One response to Watching local and a la carte is a recipe for STAVRAtion

  1. 

    Mr. Manne, you wave your hands that “bundling is pro-competitive and gives consumers more content than they would otherwise have.” This is, in essence, a paraphrase of your colleague Thom Lambert’s assertions in prior posts. But it seems to be nothing more than hand-waving, that doesn’t stand up to even slight scrutiny.

    If the market for cable channels is so competitive, why is it that the established major players have succeeded in launching hundreds of new channels over the last few decades, while independents have only rarely succeeded at launching channels? If the market is so beneficial to consumers, why is it that the market has generated multiple decades of sustained hyper-inflationary price increases for consumers? How many other examples can you cite of (what you would allege to be) well-functioning markets, beneficial to consumers, that have demonstrated such sustained hyper-inflationary price increases?

    If having access to “more content than they would otherwise have” is so valuable to consumers, why do we hear almost unanimous complaints from consumers about being forced to take so many channels that don’t interest them at all? And if those consumers are just cranky, not acknowledging the actual value they are getting, why do we see record numbers of consumers abandoning the market entirely, for lack of unbundled/smaller bundled options within the market?

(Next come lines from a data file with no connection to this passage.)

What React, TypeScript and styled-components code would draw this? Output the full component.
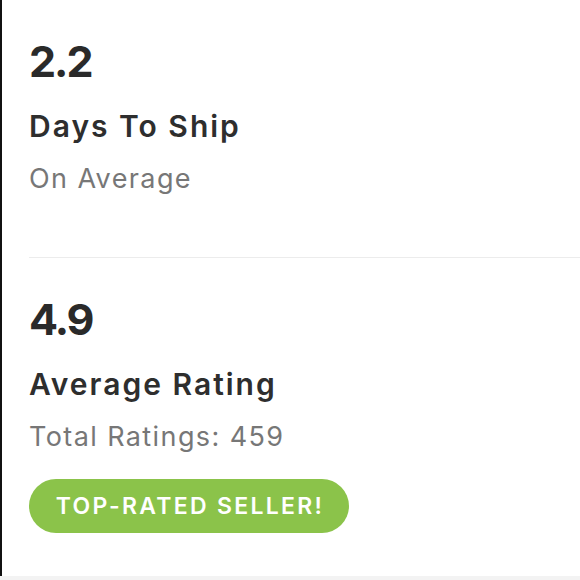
import React from "react";
import styled, { createGlobalStyle } from "styled-components";

const GlobalStyle = createGlobalStyle`
  html, body {
    margin: 0;
    padding: 0;
    background: #f3f3f3;
  }
  body {
    font-family: Inter, Lato, "Open Sans", Arial, sans-serif;
    -webkit-font-smoothing: antialiased;
  }
`;

const Card = styled.div`
  width: 578px;
  height: 576px;
  background: #ffffff;
  border-left: 2px solid #111111;
  display: flex;
  flex-direction: column;
`;

const Section = styled.section<{ $bottom: number }>`
  padding: 39px 0 ${(p) => p.$bottom}px 27px;
  display: flex;
  flex-direction: column;
  align-items: flex-start;
`;

const Value = styled.div`
  font-size: 43px;
  line-height: 44px;
  font-weight: 700;
  color: #2a2a2a;
  letter-spacing: -2px;
`;

const Label = styled.div`
  margin-top: 23px;
  font-size: 30px;
  line-height: 40px;
  font-weight: 600;
  color: #2e2e2e;
  letter-spacing: 2px;
`;

const Sub = styled.div`
  margin-top: 15px;
  font-size: 27px;
  line-height: 36px;
  font-weight: 400;
  color: #777777;
  letter-spacing: 1.4px;
`;

const Badge = styled.div`
  margin-top: 24px;
  height: 54px;
  width: 320px;
  box-sizing: border-box;
  padding-left: 2px;
  border-radius: 27px;
  background: #8bc34a;
  color: #ffffff;
  display: flex;
  align-items: center;
  justify-content: center;
  font-size: 23px;
  font-weight: 600;
  letter-spacing: 2.3px;
`;

const Divider = styled.div`
  height: 1px;
  background: #ececec;
  margin-left: 27px;
`;

export default function App() {
  return (
    <>
      <GlobalStyle />
      <Card>
        <Section $bottom={60}>
          <Value>2.2</Value>
          <Label>Days To Ship</Label>
          <Sub>On Average</Sub>
        </Section>
        <Divider />
        <Section $bottom={0}>
          <Value>4.9</Value>
          <Label>Average Rating</Label>
          <Sub>Total Ratings: 459</Sub>
          <Badge>TOP-RATED SELLER!</Badge>
        </Section>
      </Card>
    </>
  );
}
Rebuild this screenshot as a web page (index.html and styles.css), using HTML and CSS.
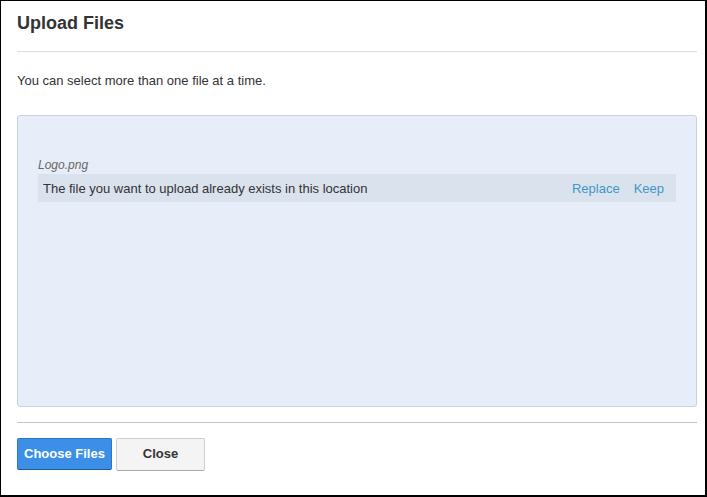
FILE: index.html
```html
<!DOCTYPE html>
<html lang="en">
<head>
<meta charset="utf-8">
<title>Upload Files</title>
<link rel="stylesheet" href="styles.css">
</head>
<body>
<div class="dialog">
  <h1 class="title">Upload Files</h1>
  <hr class="rule rule-top">
  <p class="hint">You can select more than one file at a time.</p>
  <div class="dropzone">
    <div class="file-name">Logo.png</div>
    <div class="conflict">
      <span class="conflict-msg">The file you want to upload already exists in this location</span>
      <span class="actions">
        <a class="action" href="#">Replace</a>
        <a class="action" href="#">Keep</a>
      </span>
    </div>
  </div>
  <hr class="rule rule-bottom">
  <div class="buttons">
    <button class="btn btn-primary">Choose Files</button>
    <button class="btn btn-default">Close</button>
  </div>
</div>
</body>
</html>
```
FILE: styles.css
```css
html, body {
  margin: 0;
  padding: 0;
  background: #fff;
}
body {
  font-family: "Liberation Sans", Arial, sans-serif;
  font-size: 13px;
  color: #333;
}
.dialog {
  box-sizing: border-box;
  width: 707px;
  height: 497px;
  border: 1px solid #000;
  border-right-width: 2px;
  border-bottom-width: 2px;
  padding: 12px 8px 0 16px;
}
.title {
  margin: 0;
  font-size: 18px;
  line-height: 20px;
  font-weight: bold;
  color: #333;
}
.rule {
  border: 0;
  height: 1px;
  margin: 0;
}
.rule-top {
  background: #dcdcdc;
  margin-top: 18px;
}
.hint {
  margin: 20px 0 0;
  line-height: 18px;
}
.dropzone {
  box-sizing: border-box;
  margin-top: 25px;
  height: 292px;
  background: #e8eef9;
  border: 1px solid #c8d3e2;
  border-radius: 3px;
  padding: 41px 20px 0;
}
.file-name {
  font-size: 12px;
  line-height: 16px;
  font-style: italic;
  color: #666;
}
.conflict {
  margin-top: 1px;
  height: 28px;
  display: flex;
  align-items: center;
  justify-content: space-between;
  background: #dae2ee;
  padding: 1px 12px 0 5px;
  box-sizing: border-box;
}
.actions {
  display: flex;
  gap: 14px;
}
.action {
  color: #3d98c7;
  text-decoration: none;
}
.rule-bottom {
  background: #c4c4c4;
  margin-top: 15px;
}
.buttons {
  display: flex;
  gap: 4px;
  margin-top: 15px;
}
.btn {
  font-family: "Liberation Sans", Arial, sans-serif;
  font-size: 13px;
  font-weight: bold;
  height: 32px;
  border-radius: 2px;
  padding: 0 0 1px;
  cursor: pointer;
}
.btn-primary {
  width: 95px;
  background: #3b8fe6;
  color: #fff;
  border: 1px solid #2d76c4;
  border-bottom-color: #1f5c9e;
}
.btn-default {
  width: 89px;
  height: 33px;
  padding-bottom: 2px;
  background: #f4f4f4;
  color: #333;
  border: 1px solid #cfcfcf;
  border-bottom-color: #a9a9a9;
}
```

    Your colleague, Mr. Lambert, declined to respond at all to any of these questions (or others), in my comment on his post. Will you?

    You decry the proposal to effectively require broadcasters to negotiate directly with consumers as some affront to the “free market,” and also as having “no principled basis” — presumably because of the differential in treatment of broadcast content vs. non-broadcast content.

    I’ll agree on this much: I don’t think the Rockefeller-Thune proposal is an optimal solution (though it is certainly much better for consumers than the current, failed system), and any ultimate solution does need to address non-broadcast pay channels, also.

    But let’s consider your assertions. Are not broadcast networks fundamentally different from non-broadcast networks? Did they not obtain a broadcast bandwidth monopoly in an explicit exchange for serving the public interest and providing free (ad-supported) content to consumers? (And, btw, wasn’t the policy that enables them to collect retransmission fees, at all, adopted on the theory of supporting local programming — assertedly not the network-based national programming that has actually ended up driving all retransmission consent activity for the last two decades — and enabling local broadcasters to protect themselves from anticipated (but never materialized) unfair competition from cable operators, themselves?)

    So isn’t it perfectly natural, and quite principled, that, by virtue of the huge benefit of a public resource monopoly broadcasters have been afforded, they might be subject to a different set of regulatory constraints than non-broadcast networks?

    And how is it so antithetical to free markets to say that broadcasters can sell their product to any consumers they want, at any price they want, but only those consumers who choose to buy that product, at that price, will actually purchase it — instead of the current regime whereby all consumers are forced to purchase all broadcast networks, in order to be able to obtain any, or to be able to obtain any non-broadcast networks?

    Are you seriously arguing that the latter market is more “free” than the former?

    Regardless of the (theoretical) issue of which is more “free,” there can be no serious debate as to which is more broken.

    Why should broadcasters be allowed to leverage the state-granted monopoly they have for broadcast into forcing consumers to also purchase their non-broadcast channels (via anti-competitive tying arrangements, btw). And why should all broadcast channels be tied together?

    The empirical evidence of the last few decades demonstrates quite amply that the current system is broken and does not serve consumers well. Bundling certainly can be beneficial to consumers, but bundling at the wholesale level, in this market, has proven highly detrimental to consumers, probably because of its coupling with extremely strong and unbalanced monopoly power in the market by broadcasters/programmers, and the complete failure of all branches of government to address rampant anti-competitive behaviors.

    While I would certainly do things differently from the Rockefeller-Thune proposal, their basic approach is within the realm of the reasonable (for the subset of problems it address), and is certainly a very market-friendly approach, that predominantly relies on the market, itself, to address the issues. They are simply removing a middle-market that is, currently, extremely unbalanced in terms of leverage, and so has systematically distorted the consumer market for broadcast channels for more than two decades now.

    The Rockefeller-Thune “local choice” proposal represents a fairly light-touch regulation to address an obviously broken market. It seems to me that the only philosophical argument against such is an argument that government should never play any role in regulating, whatsoever — that markets are always better (i.e., more “free”) absent any and all regulation, even if those markets are functioning very badly!

    Is that actually your position?

    As for your alternative suggestion of abolishing all regulations, and letting the parties duke it out on the free market — that’s pretty clearly a non-solution. You can’t create a dysfunctional market with a huge leverage imbalance, and then expect that simply deregulating the market is going to cure its ills, while that leverage imbalance remains intact.